━━━━━ Records for processing ━━━━━
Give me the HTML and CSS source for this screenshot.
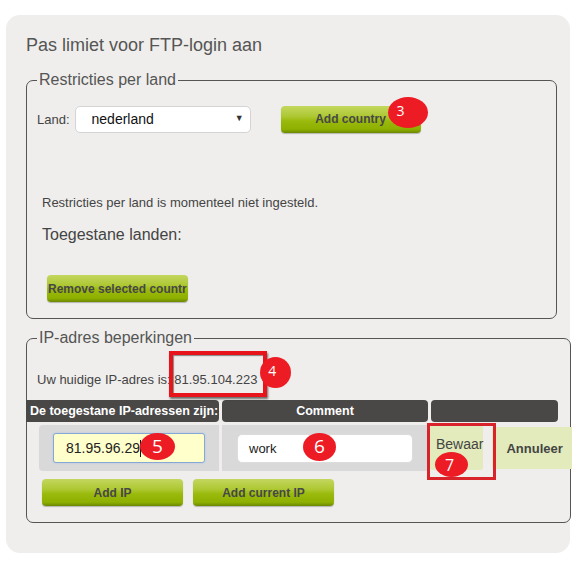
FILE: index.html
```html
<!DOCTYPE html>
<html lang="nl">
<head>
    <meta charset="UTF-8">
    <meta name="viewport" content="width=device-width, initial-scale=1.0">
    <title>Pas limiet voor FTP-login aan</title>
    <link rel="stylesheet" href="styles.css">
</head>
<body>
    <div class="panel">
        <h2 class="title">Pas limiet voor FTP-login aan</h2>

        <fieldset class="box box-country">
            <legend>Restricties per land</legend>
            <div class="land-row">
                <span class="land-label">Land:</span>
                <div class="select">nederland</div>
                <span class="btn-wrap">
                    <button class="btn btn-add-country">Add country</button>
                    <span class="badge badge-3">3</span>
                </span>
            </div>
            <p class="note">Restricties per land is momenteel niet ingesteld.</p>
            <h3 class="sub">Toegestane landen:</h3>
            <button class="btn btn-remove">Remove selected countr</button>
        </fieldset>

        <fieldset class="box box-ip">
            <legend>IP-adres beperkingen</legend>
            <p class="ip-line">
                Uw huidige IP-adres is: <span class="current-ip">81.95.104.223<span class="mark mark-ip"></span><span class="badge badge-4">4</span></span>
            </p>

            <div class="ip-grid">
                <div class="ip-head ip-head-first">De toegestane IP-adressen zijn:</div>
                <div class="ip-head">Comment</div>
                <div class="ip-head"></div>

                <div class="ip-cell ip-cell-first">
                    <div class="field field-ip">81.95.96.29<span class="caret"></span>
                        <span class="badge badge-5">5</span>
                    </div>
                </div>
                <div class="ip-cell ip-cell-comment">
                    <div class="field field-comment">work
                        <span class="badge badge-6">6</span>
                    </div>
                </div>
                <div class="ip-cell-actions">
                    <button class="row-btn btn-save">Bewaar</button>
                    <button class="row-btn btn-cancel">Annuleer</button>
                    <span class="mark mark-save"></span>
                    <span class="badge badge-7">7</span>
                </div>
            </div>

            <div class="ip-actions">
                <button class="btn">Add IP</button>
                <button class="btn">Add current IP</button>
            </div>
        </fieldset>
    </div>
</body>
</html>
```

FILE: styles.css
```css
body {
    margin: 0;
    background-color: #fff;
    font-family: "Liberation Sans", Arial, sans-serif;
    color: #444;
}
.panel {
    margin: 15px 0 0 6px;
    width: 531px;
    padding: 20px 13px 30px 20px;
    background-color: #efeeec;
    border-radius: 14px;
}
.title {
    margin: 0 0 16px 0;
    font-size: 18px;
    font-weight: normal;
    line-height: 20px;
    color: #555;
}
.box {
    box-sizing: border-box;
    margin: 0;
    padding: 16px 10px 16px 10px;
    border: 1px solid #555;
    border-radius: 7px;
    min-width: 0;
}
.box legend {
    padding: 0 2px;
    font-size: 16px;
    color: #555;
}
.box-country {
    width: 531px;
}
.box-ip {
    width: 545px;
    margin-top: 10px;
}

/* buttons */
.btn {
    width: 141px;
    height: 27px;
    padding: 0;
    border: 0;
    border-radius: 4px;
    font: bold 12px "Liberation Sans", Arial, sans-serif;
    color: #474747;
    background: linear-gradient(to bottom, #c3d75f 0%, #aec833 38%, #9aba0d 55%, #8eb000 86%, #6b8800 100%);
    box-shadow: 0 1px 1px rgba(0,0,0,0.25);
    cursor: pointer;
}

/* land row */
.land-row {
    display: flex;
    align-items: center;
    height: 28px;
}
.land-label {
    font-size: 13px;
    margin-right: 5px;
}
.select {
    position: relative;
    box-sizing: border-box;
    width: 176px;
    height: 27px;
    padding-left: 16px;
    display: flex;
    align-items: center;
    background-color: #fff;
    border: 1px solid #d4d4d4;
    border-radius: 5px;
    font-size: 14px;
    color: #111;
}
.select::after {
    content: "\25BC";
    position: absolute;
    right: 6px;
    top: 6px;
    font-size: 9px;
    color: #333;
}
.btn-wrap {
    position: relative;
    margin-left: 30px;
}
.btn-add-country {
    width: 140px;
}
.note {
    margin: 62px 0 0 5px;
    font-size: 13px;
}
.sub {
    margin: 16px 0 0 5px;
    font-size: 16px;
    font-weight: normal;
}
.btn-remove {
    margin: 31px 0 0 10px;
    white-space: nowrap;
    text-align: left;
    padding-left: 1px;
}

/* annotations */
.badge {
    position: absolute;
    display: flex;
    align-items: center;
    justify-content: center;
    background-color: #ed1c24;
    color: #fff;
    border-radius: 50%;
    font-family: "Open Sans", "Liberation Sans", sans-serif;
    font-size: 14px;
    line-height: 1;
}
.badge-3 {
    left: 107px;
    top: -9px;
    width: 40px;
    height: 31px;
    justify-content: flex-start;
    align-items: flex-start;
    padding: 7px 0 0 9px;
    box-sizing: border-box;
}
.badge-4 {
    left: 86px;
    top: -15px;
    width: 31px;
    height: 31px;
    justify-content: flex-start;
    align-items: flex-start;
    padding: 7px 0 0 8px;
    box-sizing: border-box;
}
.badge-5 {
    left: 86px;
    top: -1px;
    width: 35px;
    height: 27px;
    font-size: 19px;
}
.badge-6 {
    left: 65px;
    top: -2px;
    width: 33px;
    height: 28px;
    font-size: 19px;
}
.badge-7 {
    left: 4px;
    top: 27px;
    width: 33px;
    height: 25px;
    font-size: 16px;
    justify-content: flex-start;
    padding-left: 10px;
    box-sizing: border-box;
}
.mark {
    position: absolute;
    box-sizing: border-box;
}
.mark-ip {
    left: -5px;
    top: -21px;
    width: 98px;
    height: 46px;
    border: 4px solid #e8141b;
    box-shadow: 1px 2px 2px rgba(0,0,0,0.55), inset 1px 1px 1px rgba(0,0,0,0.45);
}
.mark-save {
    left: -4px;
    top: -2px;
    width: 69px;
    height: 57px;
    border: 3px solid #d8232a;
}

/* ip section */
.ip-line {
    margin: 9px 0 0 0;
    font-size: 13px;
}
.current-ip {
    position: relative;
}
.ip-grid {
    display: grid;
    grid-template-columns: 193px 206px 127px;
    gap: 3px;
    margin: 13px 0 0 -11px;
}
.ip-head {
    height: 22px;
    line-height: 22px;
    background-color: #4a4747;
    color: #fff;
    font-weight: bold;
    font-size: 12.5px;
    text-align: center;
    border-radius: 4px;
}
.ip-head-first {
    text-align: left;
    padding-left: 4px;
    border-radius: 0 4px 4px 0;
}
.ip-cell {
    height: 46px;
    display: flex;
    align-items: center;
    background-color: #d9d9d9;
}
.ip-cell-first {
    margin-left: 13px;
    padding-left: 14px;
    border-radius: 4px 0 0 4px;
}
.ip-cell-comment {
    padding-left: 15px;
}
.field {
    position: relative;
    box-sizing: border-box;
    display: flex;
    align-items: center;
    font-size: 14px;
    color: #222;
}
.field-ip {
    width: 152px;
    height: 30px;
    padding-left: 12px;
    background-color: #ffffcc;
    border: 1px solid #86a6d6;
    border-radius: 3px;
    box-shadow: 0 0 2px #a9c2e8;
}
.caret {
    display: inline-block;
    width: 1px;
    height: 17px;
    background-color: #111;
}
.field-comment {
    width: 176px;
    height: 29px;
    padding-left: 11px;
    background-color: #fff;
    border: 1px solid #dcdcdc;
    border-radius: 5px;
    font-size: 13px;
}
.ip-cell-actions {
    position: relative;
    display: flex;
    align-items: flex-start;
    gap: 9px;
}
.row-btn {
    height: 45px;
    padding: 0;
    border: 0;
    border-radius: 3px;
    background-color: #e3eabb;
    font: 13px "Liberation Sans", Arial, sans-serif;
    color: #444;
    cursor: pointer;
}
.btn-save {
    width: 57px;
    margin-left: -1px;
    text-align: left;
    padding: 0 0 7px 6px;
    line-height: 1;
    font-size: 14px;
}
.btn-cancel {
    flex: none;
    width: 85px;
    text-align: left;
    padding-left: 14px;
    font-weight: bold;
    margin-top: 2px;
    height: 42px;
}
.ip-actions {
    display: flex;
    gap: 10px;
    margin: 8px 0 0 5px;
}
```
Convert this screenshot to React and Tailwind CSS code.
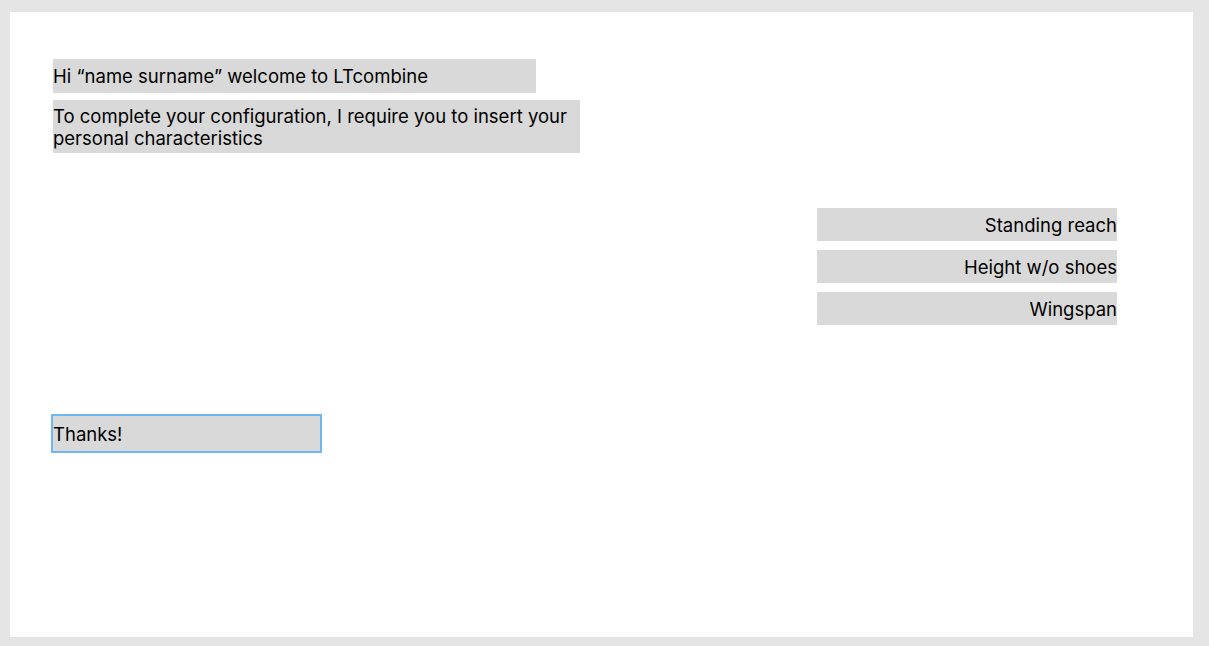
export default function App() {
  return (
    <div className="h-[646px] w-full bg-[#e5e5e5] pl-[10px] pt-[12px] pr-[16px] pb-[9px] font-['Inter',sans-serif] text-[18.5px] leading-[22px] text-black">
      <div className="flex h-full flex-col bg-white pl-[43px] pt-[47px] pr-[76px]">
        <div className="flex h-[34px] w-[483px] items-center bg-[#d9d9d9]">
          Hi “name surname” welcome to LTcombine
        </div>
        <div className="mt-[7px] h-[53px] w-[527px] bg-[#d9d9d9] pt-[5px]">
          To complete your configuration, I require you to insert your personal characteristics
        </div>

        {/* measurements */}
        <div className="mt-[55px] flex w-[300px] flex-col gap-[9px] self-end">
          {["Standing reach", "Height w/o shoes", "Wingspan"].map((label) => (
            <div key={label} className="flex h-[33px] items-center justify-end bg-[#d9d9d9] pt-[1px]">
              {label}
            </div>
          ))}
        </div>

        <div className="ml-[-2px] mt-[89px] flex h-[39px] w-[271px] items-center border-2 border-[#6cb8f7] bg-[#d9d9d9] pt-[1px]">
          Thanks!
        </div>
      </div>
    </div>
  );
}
━━━━━
Task to carry out → From the listing above, pick out every line containing "this".

Full answer →
Give me the HTML and CSS source for this screenshot.
Convert this screenshot to React and Tailwind CSS code.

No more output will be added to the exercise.